Unlike novels, plays and screenplays were meant to be seen, not read. Even the most avid readers enjoy watching a performed play or film as opposed to reading it on the page. By contrast, favorite novels oftentimes never find an adaptation to stage or screen which satisfies devoted readers.

Artists are attracted to visual media. Many of the artists in this presentation were avid theater goers. Eugène Delacroix, for example, a major artist from the Romantic Era, regularly attended plays. He then painted portions of them, including a self portrait of himself as Hamlet.

Students will be surprised to discover other major artists painting these plays. They are more well known for their entire output, not just Shakespeare. These include William Blake, Théodore Chassériau, Dante Gabriel Rossetti, John William Waterhouse, Odilon Redon and others.

Some artists mostly painted the theatrical world as their subjects. These included Henry Fuseli, Edwin Austin Abbey, and Benjamin West.

The stage provides more “give” for a production than a film. Because it is set back from the audience, the actors’ ages, for example, can be stretched to fit. Not so on camera where every pore of the actor’s skin is visible in close up shots.

With this close up ability, art history became more and more important as the productions had to measure up to the expectations of the original source. No longer could a wig be put on a 40 year old woman playing Juliet who was wearing a Victorian gown. Or, as in Shakespeare’s day, a young man be used to play Juliet.

This has carried over to the stage where productions nowadays are also more closely tailored to achieve scrupulous attention to details.
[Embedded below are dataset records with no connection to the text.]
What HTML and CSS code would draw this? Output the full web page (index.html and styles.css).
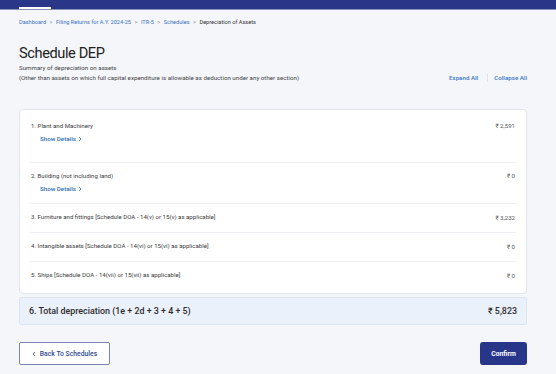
FILE: index.html
```html
<!DOCTYPE html>
<html lang="en">
<head>
<meta charset="utf-8">
<title>Schedule DEP</title>
<link rel="stylesheet" href="styles.css">
</head>
<body>
<div class="topbar"><span class="tab"></span></div>
<main class="page">
  <nav class="crumbs">
    <a>Dashboard</a><span class="sep">&gt;</span>
    <a>Filing Returns for A.Y. 2024-25</a><span class="sep">&gt;</span>
    <a>ITR-5</a><span class="sep">&gt;</span>
    <a>Schedules</a><span class="sep">&gt;</span>
    <span class="current">Depreciation of Assets</span>
  </nav>
  <h1 class="title">Schedule DEP</h1>
  <div class="subhead">
    <div class="desc">
      <div>Summary of depreciation on assets</div>
      <div>(Other than assets on which full capital expenditure is allowable as deduction under any other section)</div>
    </div>
    <div class="toggles">
      <a>Expand All</a><span class="vsep"></span><a>Collapse All</a>
    </div>
  </div>

  <section class="card">
    <div class="row row-first">
      <div class="row-main">
        <div class="label">1. Plant and Machinery</div>
        <a class="details">Show Details <svg class="chev" viewBox="0 0 6 8" width="4" height="6"><path d="M1.5 1 L4.5 4 L1.5 7" fill="none" stroke="currentColor" stroke-width="1.3"/></svg></a>
      </div>
      <div class="amount">₹ 2,591</div>
    </div>
    <div class="row">
      <div class="row-main">
        <div class="label">2. Building (not including land)</div>
        <a class="details">Show Details <svg class="chev" viewBox="0 0 6 8" width="4" height="6"><path d="M1.5 1 L4.5 4 L1.5 7" fill="none" stroke="currentColor" stroke-width="1.3"/></svg></a>
      </div>
      <div class="amount">₹ 0</div>
    </div>
    <div class="row">
      <div class="label">3. Furniture and fittings [Schedule DOA - 14(v) or 15(v) as applicable]</div>
      <div class="amount low">₹ 3,232</div>
    </div>
    <div class="row">
      <div class="label">4. Intangible assets [Schedule DOA - 14(vi) or 15(vi) as applicable]</div>
      <div class="amount low">₹ 0</div>
    </div>
    <div class="row last">
      <div class="label">5. Ships [Schedule DOA - 14(vii) or 15(vii) as applicable]</div>
      <div class="amount low">₹ 0</div>
    </div>
  </section>

  <section class="total">
    <div class="total-label">6. Total depreciation (1e + 2d + 3 + 4 + 5)</div>
    <div class="total-amount">₹ 5,823</div>
  </section>

  <div class="actions">
    <button class="btn-back"><svg class="chev-l" viewBox="0 0 6 8" width="4" height="6"><path d="M4.5 1 L1.5 4 L4.5 7" fill="none" stroke="currentColor" stroke-width="1.3"/></svg> Back To Schedules</button>
    <button class="btn-confirm">Confirm</button>
  </div>
</main>
</body>
</html>
```
FILE: styles.css
```css
* { box-sizing: border-box; }
html, body { margin: 0; padding: 0; }
body {
  background: #f5f6fa;
  font-family: Roboto, "Noto Sans", Arial, sans-serif;
  color: #333;
  overflow: hidden;
}
a { color: #2f6db5; cursor: pointer; }

.topbar {
  height: 10px;
  background: #2a3789;
  border-bottom: 1px solid #8c93b9;
  padding-left: 19px;
  display: flex;
  align-items: flex-end;
}
.topbar .tab {
  display: block;
  width: 32px;
  height: 2px;
  background: #ffffff;
}

.page {
  padding: 0 29px 0 19px;
}

.crumbs {
  margin-top: 7px;
  font-size: 5.6px;
  line-height: 10px;
  display: flex;
  align-items: center;
  white-space: nowrap;
}
.crumbs a { color: #3874bd; }
.crumbs .sep { color: #888; margin: 0 3.5px; }
.crumbs .current { color: #333; }

.title {
  margin: 17px 0 0;
  font-size: 14.6px;
  line-height: 18px;
  font-weight: 400;
  letter-spacing: -0.4px;
  color: #222;
}

.subhead {
  margin-top: 1px;
  display: flex;
  justify-content: space-between;
  align-items: flex-end;
}
.desc {
  font-size: 6.2px;
  line-height: 10px;
  color: #444;
}
.toggles {
  display: flex;
  align-items: center;
  font-size: 6.2px;
  line-height: 10px;
  font-weight: 500;
}
.toggles a { color: #3a77bf; }
.vsep {
  width: 1px;
  height: 8px;
  background: #dfe2ea;
  margin: 0 6px 0 9px;
}

.card {
  margin-top: 26px;
  background: #fff;
  border: 1px solid #e2e5ec;
  border-radius: 4px;
  padding: 3px 10px 3px;
}
.row {
  display: flex;
  justify-content: space-between;
  align-items: flex-start;
  padding: 8px 1px 9px;
  border-bottom: 1px solid #eef0f3;
}
.row.row-first { padding-bottom: 18px; }
.row.last { border-bottom: none; }
.row-main { display: flex; flex-direction: column; }
.label {
  font-size: 6.1px;
  line-height: 10px;
  color: #3a3a3a;
}
.details {
  margin: 3px 0 0 9px;
  font-size: 6.2px;
  line-height: 10px;
  font-weight: 500;
  color: #2f6db5;
  display: flex;
  align-items: center;
  gap: 2px;
}
.amount {
  font-size: 6.1px;
  line-height: 10px;
  color: #555;
}
.amount.low { margin-top: 1px; }

.total {
  margin-top: 3px;
  background: #ebf1fa;
  border: 1px solid #dde5f1;
  border-radius: 2px;
  padding: 7px 9px 7px 9px;
  display: flex;
  justify-content: space-between;
  align-items: center;
  line-height: 12px;
}
.total-label {
  font-size: 8.9px;
  font-weight: 500;
  color: #2b2b2b;
}
.total-amount {
  font-size: 8.9px;
  font-weight: 500;
  color: #2b2b2b;
}

.actions {
  margin-top: 17px;
  display: flex;
  justify-content: space-between;
  align-items: center;
}
.btn-back {
  width: 91px;
  height: 23px;
  background: #fff;
  border: 1px solid #7a84ad;
  border-radius: 2px;
  font-family: inherit;
  font-size: 6.8px;
  font-weight: 500;
  color: #2f4a8f;
  display: flex;
  align-items: center;
  justify-content: center;
  gap: 4px;
  padding: 0;
}
.btn-confirm {
  width: 47px;
  height: 23px;
  background: #28368a;
  border: none;
  border-radius: 3px;
  font-family: inherit;
  font-size: 6.8px;
  font-weight: 700;
  color: #fff;
  padding: 0;
}
```
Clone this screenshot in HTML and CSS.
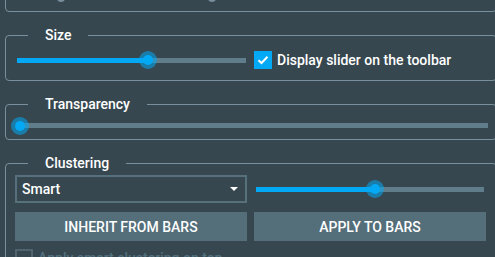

The artists mostly chose high points of the most famous plays. The most frequently painted subject is Ophelia in “Hamlet.” Usually Ophelia’s painted scenes involve her drowning in the stream or they immediately lead up to her drowning. Other artist favorites are the three witches in Macbeth, Lady Macbeth and her involvement in murder, Hamlet with his father’s ghost, Romeo and Juliet on the balcony or in death in the crypt, King Lear in the storm, and so forth.

Lines from the plays are added to the paintings herein. The lines match up to the overall theme of each painting. The lines do not exactly match the still image. The painters never intended for their paintings to exactly match the lines in the play.